The information regarding the Agreement and the issuance of the shares of common stock of the Company contemplated thereunder set forth in Item 1.01 of this Current Report on Form 8-K is incorporated into this Item 3.02 by reference. Such shares will be issued in reliance upon an exemption from the registration requirements of the Securities Act of 1933, as amended, pursuant to Section 4(a)(2) thereof, which exempts transactions by an issuer not involving any public offering. The issuance of such shares will not be a public offering for purposes of Section 4(a)(2) because of its being made only to the Shareholders, such persons’ status as accredited investors and the manner of the issuance, including that the Company did not, and will not, engage in general solicitation or advertising with regard to the issuance of the shares and did not, and will not, offer the shares to the public in connection with the issuance.

 

Item 9.01 Financial Statements, Pro Forma Financial Information and Exhibits.

 

(d)      Exhibits:

 

Exhibit   Description
     
2.1   Sale and Purchase Agreement, dated as of March 14, 2018, by and among Long Blockchain Corp. and all of the shareholders of Hashcove Limited.*
2.2   Amendment No. 1 to Sale and Purchase Agreement.
99.1   Press release dated March 15, 2018.

 

* Certain exhibits and schedules to this Exhibit have been omitted in accordance with Regulation S-K Item 601(b)(2).
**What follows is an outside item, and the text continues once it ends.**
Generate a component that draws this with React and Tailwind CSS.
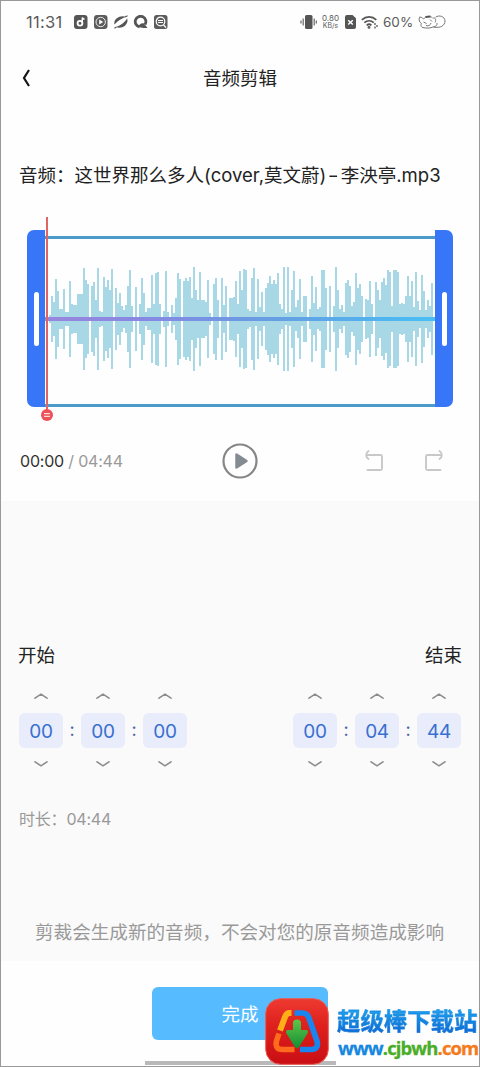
import React, { useState } from 'react';

// half heights of the bars, one every 2px
const WAVE = [
    0, 4, 23, 17, 40, 28, 10, 10, 30, 7, 7, 38, 15, 14, 14, 25, 25, 25, 51, 39, 35, 0, 33, 37, 19, 51, 8, 7, 42, 32,
    39, 29, 50, 0, 31, 16, 26, 13, 9, 14, 33, 49, 13, 0, 32, 0, 15, 41, 26, 7, 11, 11, 44, 15, 46, 47, 15, 0, 8, 48,
    7, 0, 14, 6, 21, 46, 40, 0, 38, 41, 38, 42, 21, 52, 29, 19, 47, 19, 19, 17, 39, 6, 0, 35, 41, 19, 0, 41, 14, 33,
    0, 21, 21, 22, 38, 15, 48, 29, 50, 49, 10, 8, 41, 51, 7, 40, 12, 27, 7, 31, 36, 43, 35, 39, 35, 46, 15, 10, 52, 6,
    52, 7, 29, 48, 12, 19, 40, 7, 23, 23, 0, 10, 43, 16, 32, 10, 12, 49, 49, 31, 0, 33, 0, 13, 52, 29, 10, 14, 7, 36,
    39, 33, 13, 17, 46, 31, 35, 23, 0, 20, 19, 38, 15, 0, 37, 29, 19, 37, 41, 34, 49, 47, 13, 49, 49, 47, 15, 16, 15, 23,
    43, 23, 38, 12, 47, 18, 9, 44, 28, 9, 19, 13, 36,
];

const StatusIcons = () => (
    <svg className="ml-[9px] w-[94px] h-[14px]" viewBox="0 0 94 14" fill="none">
        <rect width="13.500" height="14" rx="3" fill="#555" />
        <circle cx="6" cy="8.300" r="2.400" stroke="#fff" strokeWidth="1.800" />
        <path d="M8.300 8V2.600c.5 1 1.300 1.500 2.300 1.500" stroke="#fff" strokeWidth="1.400" />
        <rect x="20" width="13.500" height="14" rx="3" fill="#5c5c5c" />
        <circle cx="26.700" cy="7" r="4.700" stroke="#eee" strokeWidth="1" />
        <path d="M25.200 4.600v4.800L29.200 7z" fill="#fff" />
        <path d="M40.500 9.500C39 4 46-.5 52 1.800 47.500 3.500 43 6.500 40.500 9.500z" fill="#555" />
        <path d="M53.200 3.500C55 9.500 48 14.500 42 12c5-1.800 9-5 11.200-8.500z" fill="#555" />
        <path d="M42.500 12l-2 1.200M51 2l2.500-1.200" stroke="#555" strokeWidth="1.200" />
        <path d="M71 9.500A5.300 5.300 0 1 0 65.500 11.800" stroke="#555" strokeWidth="2.800" />
        <path d="M64 12c1.500-3.500 4-4.500 6-3.500l3.500 4.500h-4z" fill="#555" />
        <rect x="80" width="13.500" height="14" rx="2.500" fill="#5c5c5c" />
        <circle cx="86.500" cy="6.500" r="4.300" stroke="#fff" strokeWidth="1.200" />
        <path d="M84 5.500h5M84 7.500h5M89.500 10l2.500 2.500" stroke="#fff" strokeWidth="1.200" />
    </svg>
);

const StatusBar = () => (
    <div className="flex h-[42px] items-center pl-[25px] pr-[33px] text-[#5b5b5b]">
        <span className="w-[39px] whitespace-nowrap text-[16.500px] tracking-[0.300px]">11:31</span>
        <StatusIcons />
        <svg className="ml-auto w-[17px] h-[14px]" viewBox="0 0 17 14">
            <rect x="5" y="0" width="7.500" height="14" rx="1.500" fill="#555" />
            <path d="M3.200 3.500v7M14.200 3.500v7M1 5.500v3M16.300 5.500v3" stroke="#666" strokeWidth="1.200" />
        </svg>
        <div className="ml-1 flex w-[19px] flex-col items-center whitespace-nowrap text-[8px] leading-[7px]">
            <span>0.80</span>
            <span className="text-[7px]">KB/s</span>
        </div>
        <svg className="ml-[5px] w-[11px] h-[14px]" viewBox="0 0 11 14">
            <path d="M2 0h5.500L11 3.300V12a2 2 0 0 1-2 2H2a2 2 0 0 1-2-2V2a2 2 0 0 1 2-2z" fill="#555" />
            <path d="M3.200 5.200l4.600 4.300M7.800 5.200L3.200 9.500" stroke="#fff" strokeWidth="1.500" />
        </svg>
        <svg className="ml-[5px] w-[18px] h-[14px]" viewBox="0 0 18 14" fill="none" stroke="#555" strokeWidth="1.700">
            <path d="M.8 4.800c4.300-4 10.300-4 14.500 0M3.300 7.700c2.900-2.600 6.700-2.600 9.500 0M5.700 10.300c1.500-1.300 3.300-1.300 4.700 0" />
            <circle cx="8" cy="12.400" r=".6" />
            <path d="M14 8v2M14 11.500v2M16 10v2" strokeWidth="1.300" />
        </svg>
        <span className="ml-[4px] w-[29px] whitespace-nowrap text-[13.500px]">60%</span>
        <svg className="ml-[6px] w-[28px] h-[14px]" viewBox="0 0 28 14" fill="none" stroke="#777" strokeWidth="1">
            <path d="M1.500 2c2 0 3 1 4 2 2.500-3 6.500-3.500 9-1M1.500 2C.5 5 1.500 7.500 3.500 8.500c-1 1.500-.5 3 .5 3.800 4 1.200 8.500 1 11.500-.5M5.500 7l3 1.500M12 4.500l2 2M8 10.500c2.500 1 4.500-.5 5-2.500" />
            <path d="M15 3c2.500-.5 3.500 2 2 4.500M17.500 2.300c3.500-2.800 9.500-.8 9.500 3.700s-4.500 7.500-11.500 6c2.500-.5 4-2 3.500-4" />
            <path d="M7.500 2l5-.5" strokeWidth="2" stroke="#555" />
        </svg>
    </div>
);

const Handle = ({ side }) => (
    <div
        className={`mt-[13px] flex h-[177px] w-[18px] shrink-0 items-center justify-center bg-[#3776f6] ${side === 'left' ? 'rounded-l-[7px]' : 'rounded-r-[7px]'}`}
    >
        <div className="h-[54px] w-[5px] rounded-full bg-white" />
    </div>
);

const Waveform = () => (
    <div className="relative mx-[26px] mt-[28px] flex h-[206px] items-start">
        <Handle side="left" />
        <div className="mt-[19px] flex h-[171px] flex-1 flex-col justify-center border-y-[3px] border-[#4c9aca]">
            <svg className="h-[165px] w-full" viewBox="0 0 390 165" shapeRendering="crispEdges">
                <defs>
                    <linearGradient id="axis">
                        <stop offset="0" stopColor="#9886dd" />
                        <stop offset=".25" stopColor="#8888e3" />
                        <stop offset=".6" stopColor="#649fe3" />
                        <stop offset="1" stopColor="#48bff6" />
                    </linearGradient>
                </defs>
                {WAVE.map((h, i) => (
                    <rect key={i} x={2 + i * 2} y={80 - h} width="2" height={h * 2} fill="#a8d8e5" />
                ))}
                <rect x="0" y="78" width="390" height="4" fill="url(#axis)" />
            </svg>
        </div>
        <Handle side="right" />
        <div className="absolute left-[19px] top-0 h-[194px] w-[2px] bg-[#df6663]" />
        <svg className="absolute left-[14px] top-[192px] h-3 w-3" viewBox="0 0 12 12">
            <circle cx="6" cy="6" r="6" fill="#ed5356" />
            <path d="M3 4.700h6M3 7.300h6" stroke="#fff" />
        </svg>
    </div>
);

const UndoIcon = ({ className }) => (
    <svg className={className} viewBox="0 0 18 22" fill="none" stroke="#c8c8c8" strokeWidth="1.900" strokeLinecap="round" strokeLinejoin="round">
        <path d="M3.500 1Q1.200 2.500 1.200 5t2.300 4M1.500 5H15.500a1.500 1.500 0 0 1 1.500 1.500v12a1.500 1.500 0 0 1-1.500 1.500H2.500" />
    </svg>
);

const Chevron = ({ down }) => (
    <svg className={`h-[6px] w-[14px] ${down ? 'rotate-180' : ''}`} viewBox="0 0 14 6" fill="none">
        <path d="M1 5.200l6-4 6 4" stroke="#8c8c8c" strokeWidth="1.600" strokeLinecap="round" />
    </svg>
);

const TimePicker = ({ values }) => (
    <div className="flex">
        {values.map((v, i) => (
            <React.Fragment key={i}>
                {i > 0 && <span className="w-[18px] pt-[23px] text-center text-[18px] leading-[28px] text-[#4a62a8]">:</span>}
                <div className="flex w-[44px] flex-col items-center">
                    <Chevron />
                    <div className="mt-[14px] mb-[13px] flex h-[35px] w-full items-center justify-center rounded-[6px] bg-[#e8ecfb] pt-[3px] text-[19px] tracking-[-0.300px] text-[#396fd0]">
                        {v}
                    </div>
                    <Chevron down />
                </div>
            </React.Fragment>
        ))}
    </div>
);

const Watermark = () => (
    <div className="absolute left-[264px] top-[996px] flex h-[68px]">
        <svg className="h-[68px] w-[64px]" viewBox="0 0 64 68" fill="none">
            <defs>
                <linearGradient id="red" x2="0" y2="1">
                    <stop stopColor="#ee3a31" />
                    <stop offset=".4" stopColor="#de211d" />
                    <stop offset="1" stopColor="#c90e14" />
                </linearGradient>
                <linearGradient id="green" x2="0" y2="1">
                    <stop stopColor="#5fc648" />
                    <stop offset="1" stopColor="#128f35" />
                </linearGradient>
            </defs>
            <rect x=".7" y="1.700" width="62.600" height="65.600" rx="15" fill="url(#red)" stroke="#ef5a50" />
            <path d="M26.500 16h-2q-3 0-4.500 4l-5 13.500" stroke="#ffae18" strokeWidth="6" />
            <path d="M14 36.500L11.500 44q-2 8.500 6 8.500h12" stroke="#ff6b1c" strokeWidth="5.500" />
            <path d="M29.500 16h8.500q4 0 6 5l8 23q2 8.500-6 8.500H35" stroke="#1985ee" strokeWidth="5.700" />
            <path d="M28 26q0-3.500 4-3.500t4 3.500v7h5.500q2.500 1 1 3.500L34 50q-2 2.500-4 0l-8.500-13.500q-1.500-2.500 1-3.500H28z" fill="url(#green)" />
        </svg>
        <div className="ml-[8px] flex flex-col whitespace-nowrap font-bold">
            <span className="mt-[10px] h-[30px] bg-gradient-to-b from-[#20a8ef] to-[#1160cf] bg-clip-text text-[23.400px] leading-[30px] text-transparent [-webkit-text-stroke:0.300px_#157bdc]">
                超级棒下载站
            </span>
            <span className="flex h-[22px] pl-px font-['Open_Sans',sans-serif] text-[18.500px] leading-[21px] tracking-[-0.900px] [-webkit-text-stroke:0.300px]">
                <span className="text-[#1687df]">www</span>
                <span className="text-[#49ad27]">.cjbwh</span>
                <span className="text-[#f47b1c]">.com</span>
            </span>
        </div>
    </div>
);

export default function App() {
    const [playing, setPlaying] = useState(false);

    return (
        <div className="relative flex h-[1067px] w-[480px] flex-col overflow-hidden border border-[#999] bg-[#fefefe] font-[Inter,'Noto_Sans_CJK_SC',sans-serif] text-[#222]">
            <StatusBar />

            <header className="mt-[2px] flex h-[68px] items-center px-[21px]">
                <svg className="-mt-[2px] h-[18px] w-[9px]" viewBox="0 0 9 18" fill="none">
                    <path d="M7 1L2 9l5 8" stroke="#151515" strokeWidth="2.200" />
                </svg>
                <h1 className="flex-1 pr-[9px] text-center text-[18.500px]">音频剪辑</h1>
            </header>

            <p className="mt-[48px] h-[28px] whitespace-nowrap pl-[18px] text-[18.500px] leading-[28px]">
                音频：这世界那么多人(cover,莫文蔚)<span className="mx-[3px] inline-block scale-x-130">-</span>李泱亭.mp3
            </p>

            <Waveform />

            <div className="flex h-[78px] items-center px-[19px] pb-[2px]">
                <div className="w-[202px] text-[16px] tracking-[-0.200px] text-[#999]">
                    <span className="text-[#333]">00:00</span> / 04:44
                </div>
                <button onClick={() => setPlaying(!playing)}>
                    <svg className="h-[36px] w-[36px]" viewBox="0 0 36 36">
                        <circle cx="18" cy="18" r="16.500" fill="none" stroke="#868686" strokeWidth="2.200" />
                        <path d="M14.500 11.500v13l10-6.500z" fill="#858b92" stroke="#858b92" strokeWidth="2.500" strokeLinejoin="round" />
                    </svg>
                </button>
                <UndoIcon className="ml-auto h-[22px] w-[18px]" />
                <UndoIcon className="ml-[42px] mr-[17px] h-[22px] w-[18px] -scale-x-100" />
            </div>

            <main className="flex h-[460px] flex-col bg-[#fafafa] px-[17px] pt-[140px]">
                <div className="flex justify-between text-[18.500px] leading-[28px]">
                    <span>开始</span>
                    <span>结束</span>
                </div>
                <div className="mt-[24px] flex justify-between pl-px pr-px">
                    <TimePicker values={['00', '00', '00']} />
                    <TimePicker values={['00', '04', '44']} />
                </div>
                <p className="mt-[40px] pl-px text-[16px] leading-[24px] tracking-[-0.200px] text-[#999]">时长：04:44</p>
                <p className="mt-[87px] -ml-px whitespace-nowrap text-center text-[18.600px] leading-[28px] text-[#999]">
                    剪裁会生成新的音频，不会对您的原音频造成影响
                </p>
            </main>

            <footer className="flex flex-col items-center pt-[26px]">
                <button className="h-[53px] w-[176px] rounded-[6px] bg-[#57bcff] pt-[2px] text-[18.500px] text-white">完成</button>
                <div className="mt-[21px] h-[4px] w-[191px] bg-[#b9b9b9]" />
            </footer>

            <Watermark />
        </div>
    );
}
The Company agrees to furnish supplementally a copy of all omitted exhibits and schedules to the Securities and Exchange Commission upon its request.

 

   

 

 

SIGNATURE

 

Pursuant to the requirements of the Securities Exchange Act of 1934, the registrant has duly caused this report to be signed on its behalf by the undersigned hereunto duly authorized.

 

Dated: March 20, 2018 LONG BLOCKCHAIN CORP.